* **JOB**
For the copy, please give all of the data again exactly and leave the pictures out.

Start of DATA FOR THE TASK

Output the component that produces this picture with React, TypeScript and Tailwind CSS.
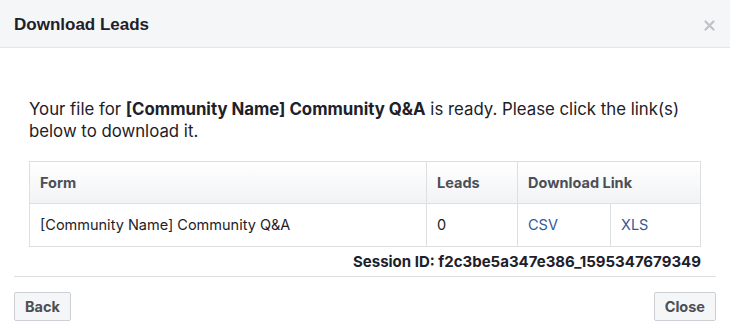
import React from "react";

export default function App() {
  return (
    <div className="w-[730px] h-[336px] bg-white flex flex-col text-[#1d2129] overflow-hidden" style={{ fontFamily: "Inter, 'Liberation Sans', sans-serif" }}>
      <div className="h-[48px] bg-[#f5f6f7] border-b border-[#e5e5e5] flex items-center justify-between pl-[14px] pr-[15px] shrink-0">
        <div className="text-[17px] font-bold leading-none mt-[2px]" style={{ fontFamily: "'Liberation Sans', Arial, sans-serif" }}>Download Leads</div>
        <svg width="11" height="11" viewBox="0 0 11 11" className="mt-[4px]">
          <path d="M1.5 1.5 L9.5 9.5 M9.5 1.5 L1.5 9.5" stroke="#bec3c9" strokeWidth="2.2" strokeLinecap="round" />
        </svg>
      </div>
      <div className="px-[29px] pt-[50px]">
        <p className="text-[16.8px] leading-[22px]">
          Your file for <span className="font-bold">[Community Name] Community Q&amp;A</span> is ready. Please click the link(s) below to download it.
        </p>
        <div className="mt-[19px] border border-[#dddfe2] text-[14.5px]">
          <div className="flex h-[42px] bg-gradient-to-b from-white to-[#f2f3f5] border-b border-[#dddfe2] font-bold text-[#4b4f56]">
            <div className="w-[397px] flex items-center pl-[10px] border-r border-[#dddfe2]">Form</div>
            <div className="w-[91px] flex items-center pl-[10px] border-r border-[#dddfe2]">Leads</div>
            <div className="flex-1 flex items-center pl-[10px]">Download Link</div>
          </div>
          <div className="flex h-[42px] text-[#1d2129]">
            <div className="w-[397px] flex items-center pl-[10px] border-r border-[#dddfe2]">[Community Name] Community Q&amp;A</div>
            <div className="w-[91px] flex items-center pl-[10px] border-r border-[#dddfe2]">0</div>
            <div className="w-[93px] flex items-center pl-[10px] border-r border-[#dddfe2] text-[#365899]">CSV</div>
            <div className="flex-1 flex items-center pl-[10px] text-[#365899]">XLS</div>
          </div>
        </div>
        <div className="text-right text-[15px] font-bold mt-[5px] leading-[20px] text-[#1d2129]">Session ID: f2c3be5a347e386_1595347679349</div>
      </div>
      <div className="mx-[14px] mt-[4px] border-t border-[#dddfe2]"></div>
      <div className="flex justify-between px-[14px] pt-[15px]">
        <button className="h-[29px] px-[10px] bg-[#f5f6f7] border border-[#ccd0d5] rounded-[2px] text-[14.5px] font-bold text-[#4b4f56]">Back</button>
        <button className="h-[29px] px-[10px] bg-[#f5f6f7] border border-[#ccd0d5] rounded-[2px] text-[14.5px] font-bold text-[#4b4f56]">Close</button>
      </div>
    </div>
  );
}
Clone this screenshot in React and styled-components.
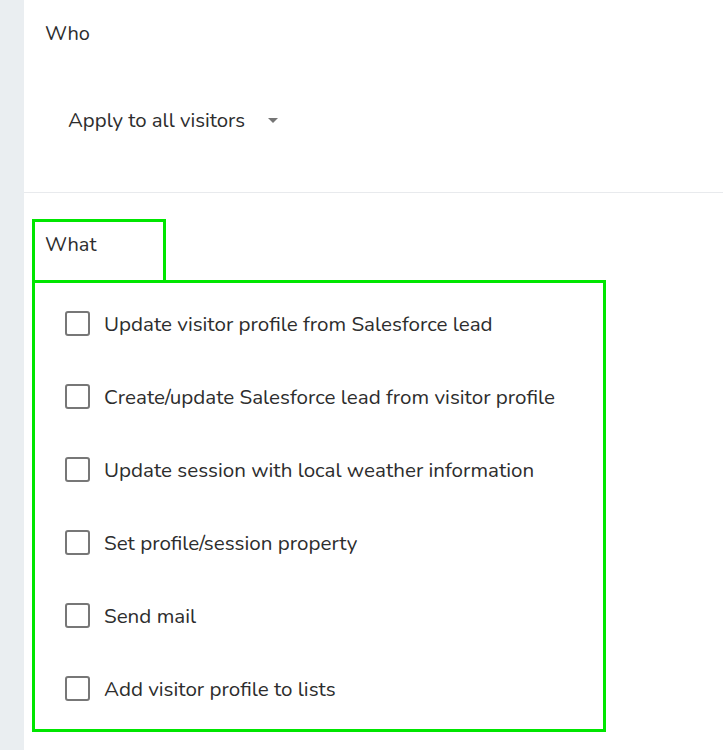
import React from 'react';
import styled, { createGlobalStyle } from 'styled-components';

const GlobalStyle = createGlobalStyle`
  body {
    margin: 0;
    background: #fff;
    font-family: "Nunito", "Lato", "Noto Sans", sans-serif;
    color: #2d2d2d;
  }
`;

const Page = styled.div`
  display: flex;
  min-height: 750px;
`;

const Sidebar = styled.div`
  width: 24px;
  flex-shrink: 0;
  background: #eaeef1;
`;

const Main = styled.div`
  flex: 1;
  display: flex;
  flex-direction: column;
`;

const WhoSection = styled.section`
  height: 193px;
  box-sizing: border-box;
  border-bottom: 1px solid #e8eaed;
  padding: 21px 0 0 21px;
`;

const Label = styled.div`
  font-size: 20px;
  line-height: 26px;
`;

const Select = styled.div`
  display: flex;
  align-items: center;
  gap: 23px;
  margin: 60px 0 0 23px;
  font-size: 20.4px;
  line-height: 26px;
`;

const Caret = styled.span`
  width: 0;
  height: 0;
  border-left: 5px solid transparent;
  border-right: 5px solid transparent;
  border-top: 5px solid #757575;
`;

const WhatSection = styled.section`
  padding: 26px 0 0 8px;
`;

const Tab = styled.div`
  width: 134px;
  height: 61px;
  box-sizing: border-box;
  border: 3px solid #00e600;
  border-bottom: none;
  padding: 10px 0 0 10px;
`;

const List = styled.div`
  width: 574px;
  height: 452px;
  box-sizing: border-box;
  border: 3px solid #00e600;
  padding: 4px 0 0 30px;
`;

const Row = styled.label`
  display: flex;
  align-items: center;
  height: 73px;
  gap: 14px;
  font-size: 20.6px;
`;

const Box = styled.span`
  width: 21px;
  height: 21px;
  border: 2px solid #777;
  border-radius: 3px;
  flex-shrink: 0;
`;

const actions = [
  'Update visitor profile from Salesforce lead',
  'Create/update Salesforce lead from visitor profile',
  'Update session with local weather information',
  'Set profile/session property',
  'Send mail',
  'Add visitor profile to lists',
];

const App = () => (
  <>
    <GlobalStyle />
    <Page>
      <Sidebar />
      <Main>
        <WhoSection>
          <Label>Who</Label>
          <Select>
            Apply to all visitors
            <Caret />
          </Select>
        </WhoSection>
        <WhatSection>
          <Tab>
            <Label>What</Label>
          </Tab>
          <List>
            {actions.map(text => (
              <Row key={text}>
                <Box />
                {text}
              </Row>
            ))}
          </List>
        </WhatSection>
      </Main>
    </Page>
  </>
);

export default App;
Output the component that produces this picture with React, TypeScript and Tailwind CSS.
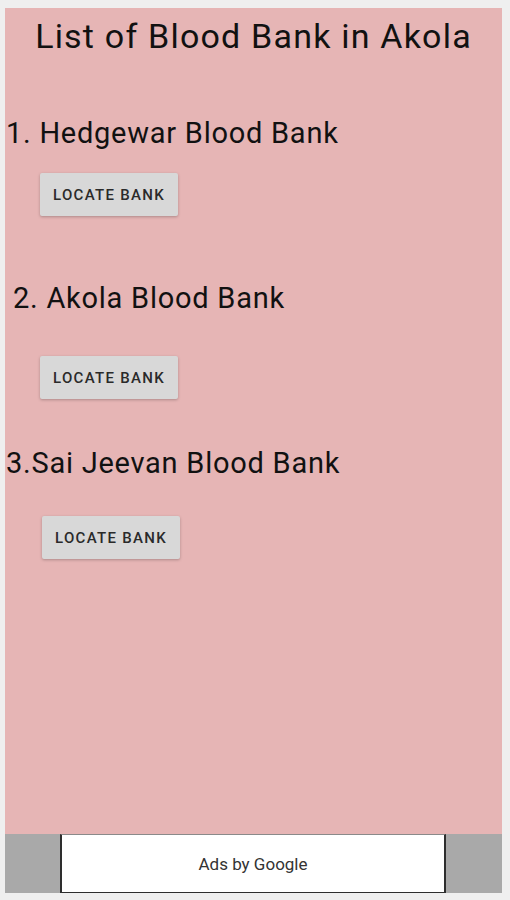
const banks = [
  { name: "1. Hedgewar Blood Bank", textClass: "mt-[66px] pl-[1px]", btnClass: "mt-[25px] ml-[35px]" },
  { name: "2. Akola Blood Bank", textClass: "mt-[68px] pl-[8px]", btnClass: "mt-[43px] ml-[35px]" },
  { name: "3.Sai Jeevan Blood Bank", textClass: "mt-[50px] pl-[1px]", btnClass: "mt-[38px] ml-[37px]" },
];

export default function App() {
  return (
    <div
      className="flex h-[900px] w-[510px] flex-col bg-[#efefef] pb-[7px] pl-[5px] pr-[8px] pt-[8px]"
      style={{ fontFamily: "Roboto, 'Noto Sans', sans-serif" }}
    >
      {/* main list panel */}
      <div className="flex flex-1 flex-col bg-[#e6b5b5] text-[#111]">
        <h1 className="mt-[11px] text-center text-[34px] font-normal leading-none tracking-[1.2px]">
          List of Blood Bank in Akola
        </h1>

        {banks.map((b) => (
          <div key={b.name} className="flex flex-col items-start">
            <p className={`text-[29px] leading-none tracking-[0.75px] ${b.textClass}`}>{b.name}</p>
            <button
              className={`flex h-[43px] w-[138px] items-center justify-center rounded-[2px] bg-[#d8d8d8] pt-[2px] text-[15px] font-medium tracking-[1.3px] text-[#2a2a2a] shadow-[0_1px_3px_rgba(0,0,0,0.25)] ${b.btnClass}`}
            >
              LOCATE BANK
            </button>
          </div>
        ))}
      </div>

      {/* ad banner */}
      <div className="flex h-[59px] bg-[#a9a9a9]">
        <div className="ml-[55px] flex w-[386px] items-center justify-center border-x-2 border-b border-[#2e2e2e] border-t border-t-[#8a8a8a] bg-white pt-[2px] text-[17px] text-[#333]">
          Ads by Google
        </div>
      </div>
    </div>
  );
}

End of DATA FOR THE TASK

* **RESPONSE BELOW**
Output the component that produces this picture with React, TypeScript and Tailwind CSS.
import React from "react";

export default function App() {
  return (
    <div className="w-[730px] h-[336px] bg-white flex flex-col text-[#1d2129] overflow-hidden" style={{ fontFamily: "Inter, 'Liberation Sans', sans-serif" }}>
      <div className="h-[48px] bg-[#f5f6f7] border-b border-[#e5e5e5] flex items-center justify-between pl-[14px] pr-[15px] shrink-0">
        <div className="text-[17px] font-bold leading-none mt-[2px]" style={{ fontFamily: "'Liberation Sans', Arial, sans-serif" }}>Download Leads</div>
        <svg width="11" height="11" viewBox="0 0 11 11" className="mt-[4px]">
          <path d="M1.5 1.5 L9.5 9.5 M9.5 1.5 L1.5 9.5" stroke="#bec3c9" strokeWidth="2.2" strokeLinecap="round" />
        </svg>
      </div>
      <div className="px-[29px] pt-[50px]">
        <p className="text-[16.8px] leading-[22px]">
          Your file for <span className="font-bold">[Community Name] Community Q&amp;A</span> is ready. Please click the link(s) below to download it.
        </p>
        <div className="mt-[19px] border border-[#dddfe2] text-[14.5px]">
          <div className="flex h-[42px] bg-gradient-to-b from-white to-[#f2f3f5] border-b border-[#dddfe2] font-bold text-[#4b4f56]">
            <div className="w-[397px] flex items-center pl-[10px] border-r border-[#dddfe2]">Form</div>
            <div className="w-[91px] flex items-center pl-[10px] border-r border-[#dddfe2]">Leads</div>
            <div className="flex-1 flex items-center pl-[10px]">Download Link</div>
          </div>
          <div className="flex h-[42px] text-[#1d2129]">
            <div className="w-[397px] flex items-center pl-[10px] border-r border-[#dddfe2]">[Community Name] Community Q&amp;A</div>
            <div className="w-[91px] flex items-center pl-[10px] border-r border-[#dddfe2]">0</div>
            <div className="w-[93px] flex items-center pl-[10px] border-r border-[#dddfe2] text-[#365899]">CSV</div>
            <div className="flex-1 flex items-center pl-[10px] text-[#365899]">XLS</div>
          </div>
        </div>
        <div className="text-right text-[15px] font-bold mt-[5px] leading-[20px] text-[#1d2129]">Session ID: f2c3be5a347e386_1595347679349</div>
      </div>
      <div className="mx-[14px] mt-[4px] border-t border-[#dddfe2]"></div>
      <div className="flex justify-between px-[14px] pt-[15px]">
        <button className="h-[29px] px-[10px] bg-[#f5f6f7] border border-[#ccd0d5] rounded-[2px] text-[14.5px] font-bold text-[#4b4f56]">Back</button>
        <button className="h-[29px] px-[10px] bg-[#f5f6f7] border border-[#ccd0d5] rounded-[2px] text-[14.5px] font-bold text-[#4b4f56]">Close</button>
      </div>
    </div>
  );
}
Clone this screenshot in React and styled-components.
import React from 'react';
import styled, { createGlobalStyle } from 'styled-components';

const GlobalStyle = createGlobalStyle`
  body {
    margin: 0;
    background: #fff;
    font-family: "Nunito", "Lato", "Noto Sans", sans-serif;
    color: #2d2d2d;
  }
`;

const Page = styled.div`
  display: flex;
  min-height: 750px;
`;

const Sidebar = styled.div`
  width: 24px;
  flex-shrink: 0;
  background: #eaeef1;
`;

const Main = styled.div`
  flex: 1;
  display: flex;
  flex-direction: column;
`;

const WhoSection = styled.section`
  height: 193px;
  box-sizing: border-box;
  border-bottom: 1px solid #e8eaed;
  padding: 21px 0 0 21px;
`;

const Label = styled.div`
  font-size: 20px;
  line-height: 26px;
`;

const Select = styled.div`
  display: flex;
  align-items: center;
  gap: 23px;
  margin: 60px 0 0 23px;
  font-size: 20.4px;
  line-height: 26px;
`;

const Caret = styled.span`
  width: 0;
  height: 0;
  border-left: 5px solid transparent;
  border-right: 5px solid transparent;
  border-top: 5px solid #757575;
`;

const WhatSection = styled.section`
  padding: 26px 0 0 8px;
`;

const Tab = styled.div`
  width: 134px;
  height: 61px;
  box-sizing: border-box;
  border: 3px solid #00e600;
  border-bottom: none;
  padding: 10px 0 0 10px;
`;

const List = styled.div`
  width: 574px;
  height: 452px;
  box-sizing: border-box;
  border: 3px solid #00e600;
  padding: 4px 0 0 30px;
`;

const Row = styled.label`
  display: flex;
  align-items: center;
  height: 73px;
  gap: 14px;
  font-size: 20.6px;
`;

const Box = styled.span`
  width: 21px;
  height: 21px;
  border: 2px solid #777;
  border-radius: 3px;
  flex-shrink: 0;
`;

const actions = [
  'Update visitor profile from Salesforce lead',
  'Create/update Salesforce lead from visitor profile',
  'Update session with local weather information',
  'Set profile/session property',
  'Send mail',
  'Add visitor profile to lists',
];

const App = () => (
  <>
    <GlobalStyle />
    <Page>
      <Sidebar />
      <Main>
        <WhoSection>
          <Label>Who</Label>
          <Select>
            Apply to all visitors
            <Caret />
          </Select>
        </WhoSection>
        <WhatSection>
          <Tab>
            <Label>What</Label>
          </Tab>
          <List>
            {actions.map(text => (
              <Row key={text}>
                <Box />
                {text}
              </Row>
            ))}
          </List>
        </WhatSection>
      </Main>
    </Page>
  </>
);

export default App;
Output the component that produces this picture with React, TypeScript and Tailwind CSS.
const banks = [
  { name: "1. Hedgewar Blood Bank", textClass: "mt-[66px] pl-[1px]", btnClass: "mt-[25px] ml-[35px]" },
  { name: "2. Akola Blood Bank", textClass: "mt-[68px] pl-[8px]", btnClass: "mt-[43px] ml-[35px]" },
  { name: "3.Sai Jeevan Blood Bank", textClass: "mt-[50px] pl-[1px]", btnClass: "mt-[38px] ml-[37px]" },
];

export default function App() {
  return (
    <div
      className="flex h-[900px] w-[510px] flex-col bg-[#efefef] pb-[7px] pl-[5px] pr-[8px] pt-[8px]"
      style={{ fontFamily: "Roboto, 'Noto Sans', sans-serif" }}
    >
      {/* main list panel */}
      <div className="flex flex-1 flex-col bg-[#e6b5b5] text-[#111]">
        <h1 className="mt-[11px] text-center text-[34px] font-normal leading-none tracking-[1.2px]">
          List of Blood Bank in Akola
        </h1>

        {banks.map((b) => (
          <div key={b.name} className="flex flex-col items-start">
            <p className={`text-[29px] leading-none tracking-[0.75px] ${b.textClass}`}>{b.name}</p>
            <button
              className={`flex h-[43px] w-[138px] items-center justify-center rounded-[2px] bg-[#d8d8d8] pt-[2px] text-[15px] font-medium tracking-[1.3px] text-[#2a2a2a] shadow-[0_1px_3px_rgba(0,0,0,0.25)] ${b.btnClass}`}
            >
              LOCATE BANK
            </button>
          </div>
        ))}
      </div>

      {/* ad banner */}
      <div className="flex h-[59px] bg-[#a9a9a9]">
        <div className="ml-[55px] flex w-[386px] items-center justify-center border-x-2 border-b border-[#2e2e2e] border-t border-t-[#8a8a8a] bg-white pt-[2px] text-[17px] text-[#333]">
          Ads by Google
        </div>
      </div>
    </div>
  );
}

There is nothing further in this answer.